* _Exercise description_:
Can you output the material exactly as written, minus any pictures it holds?

* _Supplied information_:
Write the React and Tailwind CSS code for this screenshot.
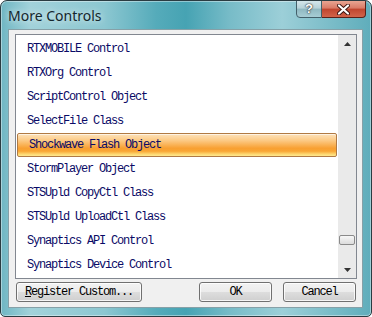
const items = [
  'RTXMOBILE Control',
  'RTXOrg Control',
  'ScriptControl Object',
  'SelectFile Class',
  'Shockwave Flash Object',
  'StormPlayer Object',
  'STSUpld CopyCtl Class',
  'STSUpld UploadCtl Class',
  'Synaptics API Control',
  'Synaptics Device Control',
];

const mono = "font-['Liberation_Mono',monospace] text-[12px] tracking-[-1.2px]";
const btn =
  'h-[20px] flex items-center justify-center rounded-[3px] border border-[#707070] bg-[linear-gradient(to_bottom,#f2f2f2_0%,#ebebeb_50%,#dddddd_51%,#cfcfcf_100%)] shadow-[inset_0_0_0_1px_rgba(255,255,255,0.8)] text-black';

function Arrow({ up }) {
  return (
    <svg width="7" height="4" viewBox="0 0 7 4">
      {up ? <path d="M3.5 0 L7 4 L0 4 Z" fill="#333" /> : <path d="M0 0 L7 0 L3.5 4 Z" fill="#333" />}
    </svg>
  );
}

export default function App() {
  return (
    <div className="w-[372px] h-[317px] flex flex-col rounded-t-[7px] rounded-b-[5px] border border-[#2a3c42] bg-[linear-gradient(90deg,#6fb6c3_0%,#a2d2da_8%,#8cc7d1_28%,#55abba_42%,#46a3b3_50%,#78bcc8_62%,#9ccfd8_76%,#5fadbb_100%)] shadow-[inset_0_0_0_1px_rgba(255,255,255,0.4)] overflow-hidden">
      <div className="h-[28px] flex items-start justify-between">
        <div className="h-full flex items-center pl-[7px] pt-px font-['Noto_Sans',sans-serif] text-[14px] text-[#14262c] [text-shadow:0_0_6px_rgba(255,255,255,0.9)]">
          More Controls
        </div>
        <div className="flex mr-[5px] -mt-px">
          <div className="w-[26px] h-[18px] flex items-center justify-center rounded-bl-[4px] border border-[#43606a] bg-[linear-gradient(to_bottom,#d4e6ea_0%,#b6d2d8_45%,#8fb8c1_50%,#a7cdd5_100%)] text-white font-['Liberation_Sans',sans-serif] font-bold text-[13px] [text-shadow:0_0_1px_#222,0_0_2px_#222]">
            ?
          </div>
          <div className="w-[44px] h-[18px] flex items-center justify-center rounded-br-[4px] border border-l-0 border-[#5a2018] bg-[linear-gradient(to_bottom,#e8a592_0%,#d97a66_45%,#c0452e_50%,#d2644a_100%)]">
            <svg width="13" height="11" viewBox="0 0 13 11">
              <path d="M2 1.5 L11 9.5 M11 1.5 L2 9.5" stroke="#3a1510" strokeWidth="4" strokeLinecap="round" />
              <path d="M2 1.5 L11 9.5 M11 1.5 L2 9.5" stroke="#fff" strokeWidth="2.2" strokeLinecap="round" />
            </svg>
          </div>
        </div>
      </div>
      <div className="flex-1 ml-[7px] mr-[8px] mb-[8px] flex flex-col bg-[#f0f0f0] border border-[#86a0a7] pl-[6px] pr-[5px] pt-[4px]">
        <div className="h-[245px] flex border border-[#828790] bg-white">
          <div className="flex-1 flex flex-col pt-[2px]">
            {items.map((t, i) => (
              <div
                key={t}
                className={
                  'h-[24px] flex items-center pl-[11px] text-[#0a0a66] ' +
                  mono +
                  (i === 4
                    ? ' mx-px rounded-[2px] border border-[#b07a44] bg-[linear-gradient(to_bottom,#fde2bb_0%,#fcc983_30%,#f8a032_65%,#f9a634_78%,#fdd872_92%,#fee890_100%)] shadow-[inset_0_1px_0_rgba(255,255,255,0.6)]'
                    : '')
                }
              >
                {t}
              </div>
            ))}
          </div>
          <div className="w-[18px] flex flex-col bg-[#eaeaea]">
            <div className="h-[17px] flex items-center justify-center">
              <Arrow up />
            </div>
            <div className="flex-1" />
            <div className="h-[10px] mx-px rounded-[2px] border border-[#8a8a8a] bg-[linear-gradient(to_bottom,#f7f7f7,#dcdcdc)]" />
            <div className="h-[16px]" />
            <div className="h-[17px] flex items-center justify-center">
              <Arrow />
            </div>
          </div>
        </div>
        <div className={'flex mt-[3px] px-px ' + mono}>
          <div className={btn + ' w-[126px]'}>
            <span>
              <span className="underline">R</span>egister Custom...
            </span>
          </div>
          <div className="flex-1" />
          <div className={btn + ' w-[73px] border-[#3c7fb1] shadow-[inset_0_0_0_1px_#c4e4f6,inset_0_0_2px_1px_#a8d8f0]'}>OK</div>
          <div className={btn + ' w-[73px] ml-[11px]'}>Cancel</div>
        </div>
      </div>
    </div>
  );
}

* _Reply_:
Write the React and Tailwind CSS code for this screenshot.
const items = [
  'RTXMOBILE Control',
  'RTXOrg Control',
  'ScriptControl Object',
  'SelectFile Class',
  'Shockwave Flash Object',
  'StormPlayer Object',
  'STSUpld CopyCtl Class',
  'STSUpld UploadCtl Class',
  'Synaptics API Control',
  'Synaptics Device Control',
];

const mono = "font-['Liberation_Mono',monospace] text-[12px] tracking-[-1.2px]";
const btn =
  'h-[20px] flex items-center justify-center rounded-[3px] border border-[#707070] bg-[linear-gradient(to_bottom,#f2f2f2_0%,#ebebeb_50%,#dddddd_51%,#cfcfcf_100%)] shadow-[inset_0_0_0_1px_rgba(255,255,255,0.8)] text-black';

function Arrow({ up }) {
  return (
    <svg width="7" height="4" viewBox="0 0 7 4">
      {up ? <path d="M3.5 0 L7 4 L0 4 Z" fill="#333" /> : <path d="M0 0 L7 0 L3.5 4 Z" fill="#333" />}
    </svg>
  );
}

export default function App() {
  return (
    <div className="w-[372px] h-[317px] flex flex-col rounded-t-[7px] rounded-b-[5px] border border-[#2a3c42] bg-[linear-gradient(90deg,#6fb6c3_0%,#a2d2da_8%,#8cc7d1_28%,#55abba_42%,#46a3b3_50%,#78bcc8_62%,#9ccfd8_76%,#5fadbb_100%)] shadow-[inset_0_0_0_1px_rgba(255,255,255,0.4)] overflow-hidden">
      <div className="h-[28px] flex items-start justify-between">
        <div className="h-full flex items-center pl-[7px] pt-px font-['Noto_Sans',sans-serif] text-[14px] text-[#14262c] [text-shadow:0_0_6px_rgba(255,255,255,0.9)]">
          More Controls
        </div>
        <div className="flex mr-[5px] -mt-px">
          <div className="w-[26px] h-[18px] flex items-center justify-center rounded-bl-[4px] border border-[#43606a] bg-[linear-gradient(to_bottom,#d4e6ea_0%,#b6d2d8_45%,#8fb8c1_50%,#a7cdd5_100%)] text-white font-['Liberation_Sans',sans-serif] font-bold text-[13px] [text-shadow:0_0_1px_#222,0_0_2px_#222]">
            ?
          </div>
          <div className="w-[44px] h-[18px] flex items-center justify-center rounded-br-[4px] border border-l-0 border-[#5a2018] bg-[linear-gradient(to_bottom,#e8a592_0%,#d97a66_45%,#c0452e_50%,#d2644a_100%)]">
            <svg width="13" height="11" viewBox="0 0 13 11">
              <path d="M2 1.5 L11 9.5 M11 1.5 L2 9.5" stroke="#3a1510" strokeWidth="4" strokeLinecap="round" />
              <path d="M2 1.5 L11 9.5 M11 1.5 L2 9.5" stroke="#fff" strokeWidth="2.2" strokeLinecap="round" />
            </svg>
          </div>
        </div>
      </div>
      <div className="flex-1 ml-[7px] mr-[8px] mb-[8px] flex flex-col bg-[#f0f0f0] border border-[#86a0a7] pl-[6px] pr-[5px] pt-[4px]">
        <div className="h-[245px] flex border border-[#828790] bg-white">
          <div className="flex-1 flex flex-col pt-[2px]">
            {items.map((t, i) => (
              <div
                key={t}
                className={
                  'h-[24px] flex items-center pl-[11px] text-[#0a0a66] ' +
                  mono +
                  (i === 4
                    ? ' mx-px rounded-[2px] border border-[#b07a44] bg-[linear-gradient(to_bottom,#fde2bb_0%,#fcc983_30%,#f8a032_65%,#f9a634_78%,#fdd872_92%,#fee890_100%)] shadow-[inset_0_1px_0_rgba(255,255,255,0.6)]'
                    : '')
                }
              >
                {t}
              </div>
            ))}
          </div>
          <div className="w-[18px] flex flex-col bg-[#eaeaea]">
            <div className="h-[17px] flex items-center justify-center">
              <Arrow up />
            </div>
            <div className="flex-1" />
            <div className="h-[10px] mx-px rounded-[2px] border border-[#8a8a8a] bg-[linear-gradient(to_bottom,#f7f7f7,#dcdcdc)]" />
            <div className="h-[16px]" />
            <div className="h-[17px] flex items-center justify-center">
              <Arrow />
            </div>
          </div>
        </div>
        <div className={'flex mt-[3px] px-px ' + mono}>
          <div className={btn + ' w-[126px]'}>
            <span>
              <span className="underline">R</span>egister Custom...
            </span>
          </div>
          <div className="flex-1" />
          <div className={btn + ' w-[73px] border-[#3c7fb1] shadow-[inset_0_0_0_1px_#c4e4f6,inset_0_0_2px_1px_#a8d8f0]'}>OK</div>
          <div className={btn + ' w-[73px] ml-[11px]'}>Cancel</div>
        </div>
      </div>
    </div>
  );
}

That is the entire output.